Meseleyi insanlık tarihi üzerinden ele alacak olursak, insanoğlunun ötekiyle alakalı ilk insandan bugüne kadar ötekine karşı durumu, tutumu, davranışı nasıl olmuştur?
İnsanlık tarihi boyunca hep bu “ötekileştirme” sorunu ile karşı karşıya gelmekteyiz. Hatta ayrımcılıkla ilgili ilk örnek, Hz. Âdem’in oğulları Habil ve Kabil’e kadar gider. Burada Kabil’in, Habil’i “ötekileştirmesinin” nedeni, Kabil’in öznel ruhunun bakış açısıyla mevzuları yorumlamasıdır. Kabil’in öznel ben’ini merkeze koyarak, olan-bitenin kendi çekim merkezinde olup bitmesini istemesi, Habil’e karşı tahammülsüzlüğü doğurmuştur.
Ötekileştirme denen normal olmayan durum, tahammülsüzlüğün tezahürüdür. İnsan geninin baskın özelliği olan ben’in yüceltilmesi, insanı daima çevresinde bir öteki arama, yoksa onu var etme çabasındadır. Ötekileştirme bir hezeyandır. Zira Kabil’in, Habil’e yönelik atfettiği şeylerin çoğu hezeyandan ibarettir. Gerçeklikten bu kopuş, onu kıskançlık krizine, gerçeklikten kopuk olan bu krizi derinleştirmesi de katilliğine yol açmıştır. Yaşadığı koca arzı kendisine o kadar küçülttü ki Habil’le birlikte arza sığmayacağını düşündü.
Kabillik, mikro ölçekli de makro ölçekli de olsa insanlık tarihinde kendini farklı boyutlarda tezahür ettirmektedir.

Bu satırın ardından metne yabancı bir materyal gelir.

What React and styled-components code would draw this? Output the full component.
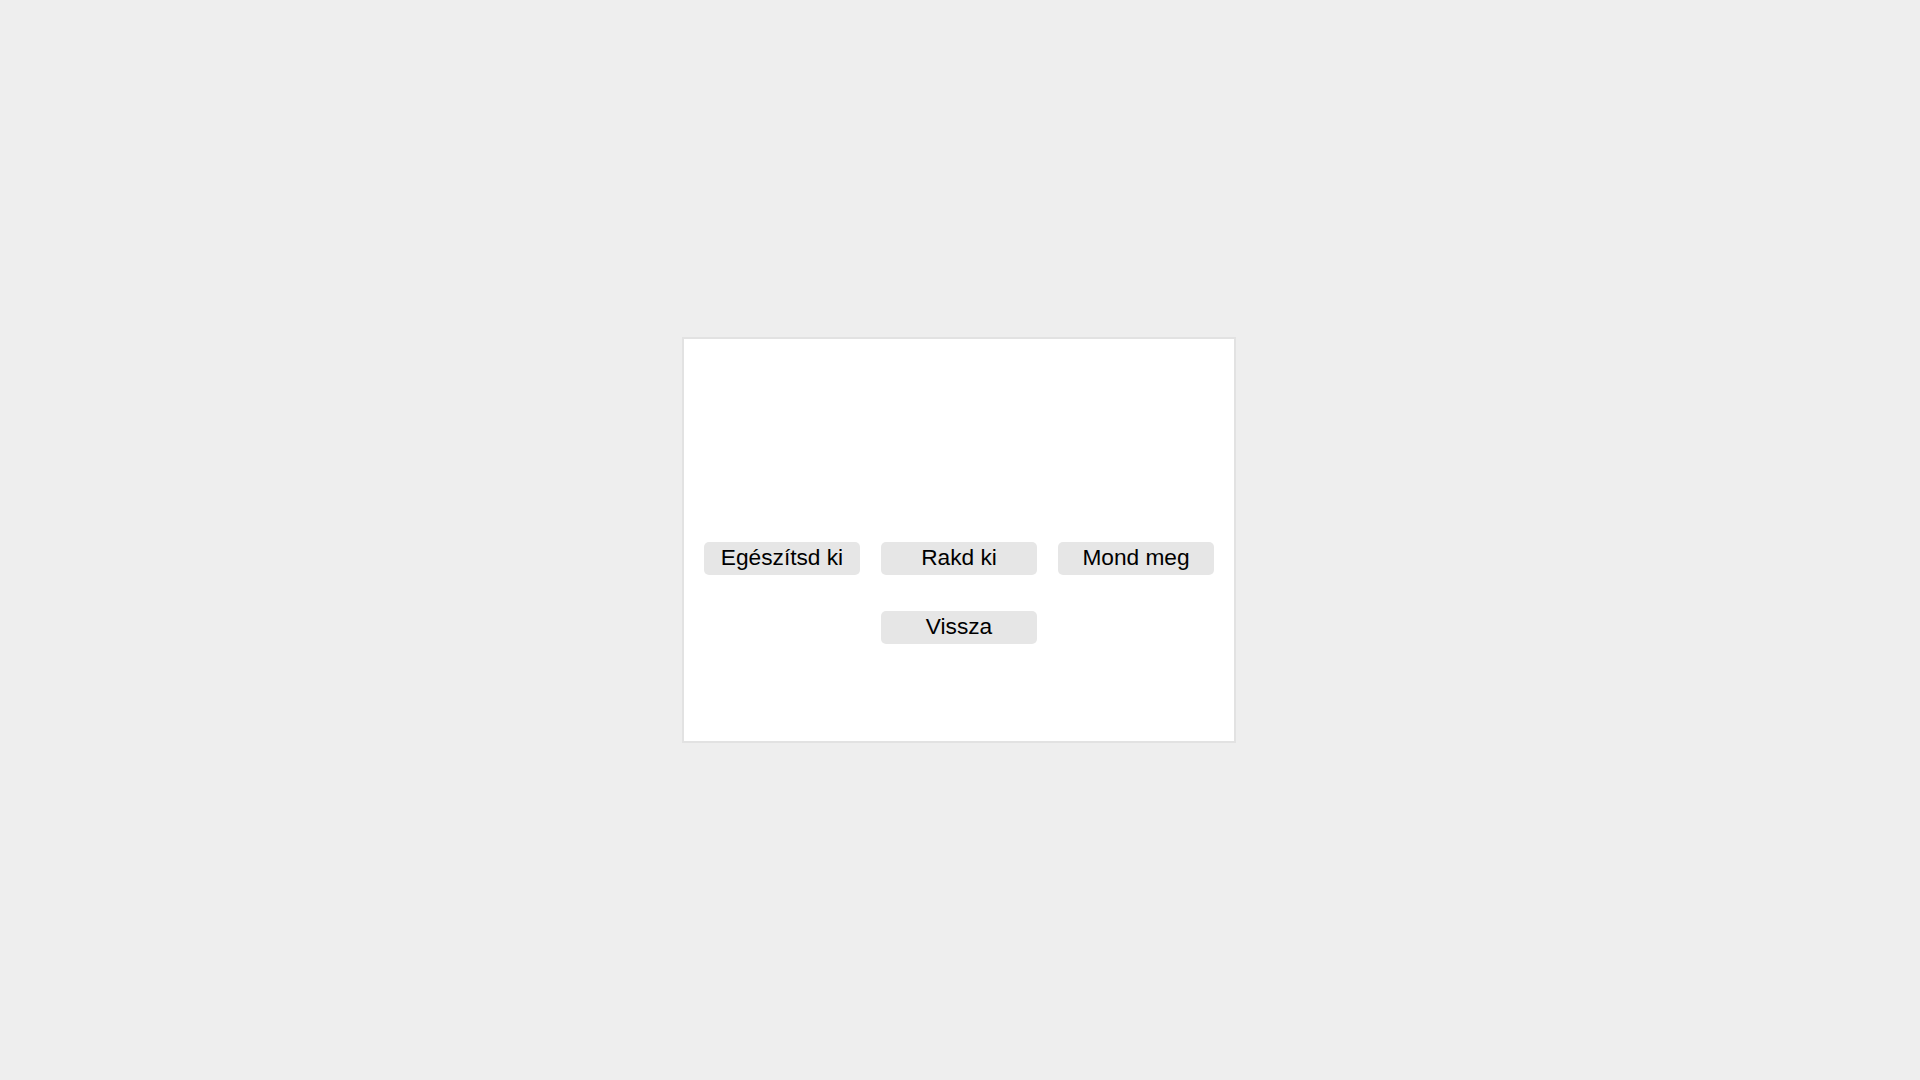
import styled, { createGlobalStyle } from 'styled-components'

const GlobalStyle = createGlobalStyle`
  html, body {
    margin: 0;
    padding: 0;
    background: #eeeeee;
    font-family: "Liberation Sans", Arial, sans-serif;
  }
`

const Page = styled.div`
  height: 100vh;
  padding: 0 2px 16px 0;
  display: flex;
  align-items: center;
  justify-content: center;
`

const Card = styled.div`
  box-sizing: border-box;
  width: 554px;
  height: 406px;
  background: #ffffff;
  border: 2px solid #e2e2e2;
  padding-top: 203px;
  display: grid;
  grid-template-columns: repeat(3, 156px);
  grid-auto-rows: 33px;
  justify-content: center;
  align-content: start;
  column-gap: 21px;
  row-gap: 36px;
`

const Button = styled.button`
  grid-column: ${(p) => p.$col || 'auto'};
  border: none;
  border-radius: 5px;
  background: #e6e6e6;
  color: #000000;
  font-family: "Liberation Sans", Arial, sans-serif;
  font-size: 22.7px;
  line-height: 1;
  padding: 0 0 3px;
  cursor: pointer;
`

const actions = ['Egészítsd ki', 'Rakd ki', 'Mond meg']

function App() {
  return (
    <>
      <GlobalStyle />
      <Page>
        <Card>
          {actions.map((label) => (
            <Button key={label}>{label}</Button>
          ))}
          <Button $col="2">Vissza</Button>
        </Card>
      </Page>
    </>
  )
}

export default App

Yalnızca bireysel düzlemde değil, toplumsal hatta kurumsal/devlet ve uygarlık düzleminde tezahür eder. Kabil’in makro düzeyde enkarnasyonu/cisimleşmesi, 17. yüzyıldan sonra olmuştur. Kastettiğim, farklı olana tahammül edemeyerek ya onu dönüştürmek/aline ya da ortadan kaldırma/annihile çabası. Bu çaba, Kolonyalizm’i doğurmuştur. Kolonyalizm, tahammülsüzlüğün veya ötekileştirmenin somut tezahürüdür.